──────── Collected material

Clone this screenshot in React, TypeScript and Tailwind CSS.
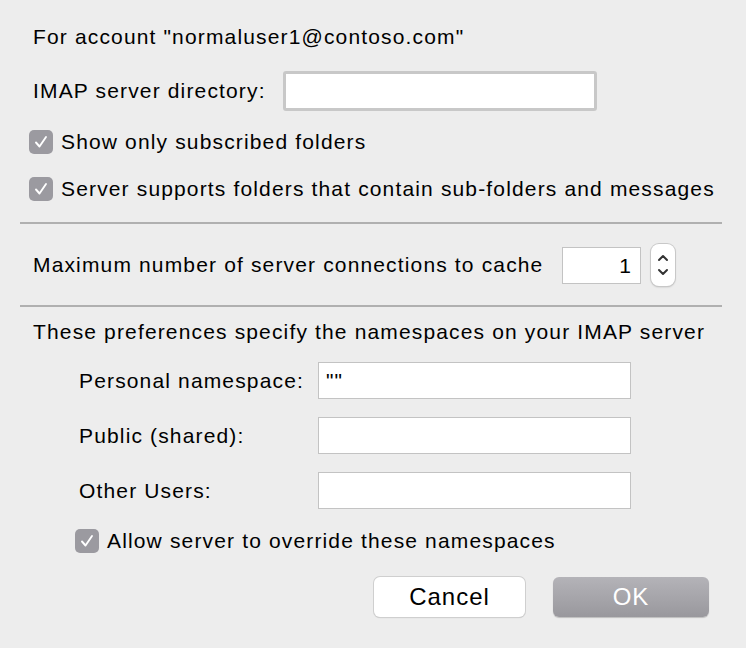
import React from 'react';

function Check({ label }: { label: string }) {
  return (
    <div className="flex h-6 items-center gap-[8px]">
      <span className="flex h-6 w-6 shrink-0 items-center justify-center rounded-[5px] bg-[#9b9aa0]">
        <svg width="18" height="18" viewBox="0 0 18 18">
          <path d="M4 9.5 L7.5 13.5 L14 4" fill="none" stroke="white" strokeWidth="1.9" strokeLinecap="round" strokeLinejoin="round" />
        </svg>
      </span>
      <span className="whitespace-nowrap">{label}</span>
    </div>
  );
}

function Field({ value = '' }: { value?: string }) {
  return (
    <div className="h-[37px] w-[313px] border border-[#c3c3c3] bg-white px-[7px] leading-[35px]">
      {value}
    </div>
  );
}

export default function App() {
  return (
    <div
      className="h-[648px] w-[746px] overflow-hidden bg-[#ededed] text-[21px] tracking-[1.15px] text-black"
      style={{ fontFamily: '"Liberation Sans", Arial, sans-serif' }}
    >
      <div className="mt-[23px] flex h-[28px] items-center pl-[33px]">For account "normaluser1@contoso.com"</div>

      <div className="mt-[20px] flex h-[40px] items-center pl-[33px]">
        <span className="w-[250px] whitespace-nowrap">IMAP server directory:</span>
        <div className="h-[40px] w-[314px] rounded-[3px] border-[3px] border-[#c8c8c8] bg-white" />
      </div>

      <div className="mt-[19px] flex flex-col gap-[23px] pl-[29px]">
        <Check label="Show only subscribed folders" />
        <Check label="Server supports folders that contain sub-folders and messages" />
      </div>

      <div className="ml-[20px] mr-[24px] mt-[21px] h-[2px] bg-[#b0b0b0]" />

      <div className="mt-[20px] flex h-[42px] items-center pl-[33px]">
        <span className="w-[529px] whitespace-nowrap">Maximum number of server connections to cache</span>
        <div className="h-[37px] w-[79px] border border-[#c3c3c3] bg-white pr-[8px] text-right leading-[35px]">1</div>
        <div className="ml-[10px] flex h-[42px] w-[24px] flex-col items-center justify-center gap-[6px] rounded-[8px] bg-white shadow-[0_0_0_1px_#c8c8c8,0_1px_2px_rgba(0,0,0,0.25)]">
          <svg width="12" height="8" viewBox="0 0 12 8">
            <path d="M2 6 L6 2 L10 6" fill="none" stroke="#333" strokeWidth="2" strokeLinecap="round" strokeLinejoin="round" />
          </svg>
          <svg width="12" height="8" viewBox="0 0 12 8">
            <path d="M2 2 L6 6 L10 2" fill="none" stroke="#333" strokeWidth="2" strokeLinecap="round" strokeLinejoin="round" />
          </svg>
        </div>
      </div>

      <div className="ml-[20px] mr-[24px] mt-[19px] h-[2px] bg-[#b0b0b0]" />

      <div className="mt-[11px] flex h-[28px] items-center whitespace-nowrap pl-[33px]">
        These preferences specify the namespaces on your IMAP server
      </div>

      <div className="mt-[16px] flex flex-col gap-[18px] pl-[79px]">
        <div className="flex items-center">
          <span className="w-[239px]">Personal namespace:</span>
          <Field value={'""'} />
        </div>
        <div className="flex items-center">
          <span className="w-[239px]">Public (shared):</span>
          <Field />
        </div>
        <div className="flex items-center">
          <span className="w-[239px]">Other Users:</span>
          <Field />
        </div>
      </div>

      <div className="mt-[20px] pl-[75px]">
        <Check label="Allow server to override these namespaces" />
      </div>

      <div className="mt-[24px] flex gap-[28px] pl-[374px]">
        <button className="h-[40px] w-[151px] rounded-[6px] bg-white text-[24px] tracking-[1px] shadow-[0_0_0_1px_#cfcfcf,0_1px_1px_rgba(0,0,0,0.2)]">
          Cancel
        </button>
        <button className="h-[40px] w-[156px] rounded-[6px] bg-gradient-to-b from-[#b4b3b8] to-[#99989d] text-[24px] tracking-[1px] text-white shadow-[0_1px_1px_rgba(0,0,0,0.2)]">
          OK
        </button>
      </div>
    </div>
  );
}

────────────────

## [Aim of the task]
Write the lines above out again exactly, without any of their pictures.

## [Response to this exercise]
Clone this screenshot in React, TypeScript and Tailwind CSS.
import React from 'react';

function Check({ label }: { label: string }) {
  return (
    <div className="flex h-6 items-center gap-[8px]">
      <span className="flex h-6 w-6 shrink-0 items-center justify-center rounded-[5px] bg-[#9b9aa0]">
        <svg width="18" height="18" viewBox="0 0 18 18">
          <path d="M4 9.5 L7.5 13.5 L14 4" fill="none" stroke="white" strokeWidth="1.9" strokeLinecap="round" strokeLinejoin="round" />
        </svg>
      </span>
      <span className="whitespace-nowrap">{label}</span>
    </div>
  );
}

function Field({ value = '' }: { value?: string }) {
  return (
    <div className="h-[37px] w-[313px] border border-[#c3c3c3] bg-white px-[7px] leading-[35px]">
      {value}
    </div>
  );
}

export default function App() {
  return (
    <div
      className="h-[648px] w-[746px] overflow-hidden bg-[#ededed] text-[21px] tracking-[1.15px] text-black"
      style={{ fontFamily: '"Liberation Sans", Arial, sans-serif' }}
    >
      <div className="mt-[23px] flex h-[28px] items-center pl-[33px]">For account "normaluser1@contoso.com"</div>

      <div className="mt-[20px] flex h-[40px] items-center pl-[33px]">
        <span className="w-[250px] whitespace-nowrap">IMAP server directory:</span>
        <div className="h-[40px] w-[314px] rounded-[3px] border-[3px] border-[#c8c8c8] bg-white" />
      </div>

      <div className="mt-[19px] flex flex-col gap-[23px] pl-[29px]">
        <Check label="Show only subscribed folders" />
        <Check label="Server supports folders that contain sub-folders and messages" />
      </div>

      <div className="ml-[20px] mr-[24px] mt-[21px] h-[2px] bg-[#b0b0b0]" />

      <div className="mt-[20px] flex h-[42px] items-center pl-[33px]">
        <span className="w-[529px] whitespace-nowrap">Maximum number of server connections to cache</span>
        <div className="h-[37px] w-[79px] border border-[#c3c3c3] bg-white pr-[8px] text-right leading-[35px]">1</div>
        <div className="ml-[10px] flex h-[42px] w-[24px] flex-col items-center justify-center gap-[6px] rounded-[8px] bg-white shadow-[0_0_0_1px_#c8c8c8,0_1px_2px_rgba(0,0,0,0.25)]">
          <svg width="12" height="8" viewBox="0 0 12 8">
            <path d="M2 6 L6 2 L10 6" fill="none" stroke="#333" strokeWidth="2" strokeLinecap="round" strokeLinejoin="round" />
          </svg>
          <svg width="12" height="8" viewBox="0 0 12 8">
            <path d="M2 2 L6 6 L10 2" fill="none" stroke="#333" strokeWidth="2" strokeLinecap="round" strokeLinejoin="round" />
          </svg>
        </div>
      </div>

      <div className="ml-[20px] mr-[24px] mt-[19px] h-[2px] bg-[#b0b0b0]" />

      <div className="mt-[11px] flex h-[28px] items-center whitespace-nowrap pl-[33px]">
        These preferences specify the namespaces on your IMAP server
      </div>

      <div className="mt-[16px] flex flex-col gap-[18px] pl-[79px]">
        <div className="flex items-center">
          <span className="w-[239px]">Personal namespace:</span>
          <Field value={'""'} />
        </div>
        <div className="flex items-center">
          <span className="w-[239px]">Public (shared):</span>
          <Field />
        </div>
        <div className="flex items-center">
          <span className="w-[239px]">Other Users:</span>
          <Field />
        </div>
      </div>

      <div className="mt-[20px] pl-[75px]">
        <Check label="Allow server to override these namespaces" />
      </div>

      <div className="mt-[24px] flex gap-[28px] pl-[374px]">
        <button className="h-[40px] w-[151px] rounded-[6px] bg-white text-[24px] tracking-[1px] shadow-[0_0_0_1px_#cfcfcf,0_1px_1px_rgba(0,0,0,0.2)]">
          Cancel
        </button>
        <button className="h-[40px] w-[156px] rounded-[6px] bg-gradient-to-b from-[#b4b3b8] to-[#99989d] text-[24px] tracking-[1px] text-white shadow-[0_1px_1px_rgba(0,0,0,0.2)]">
          OK
        </button>
      </div>
    </div>
  );
}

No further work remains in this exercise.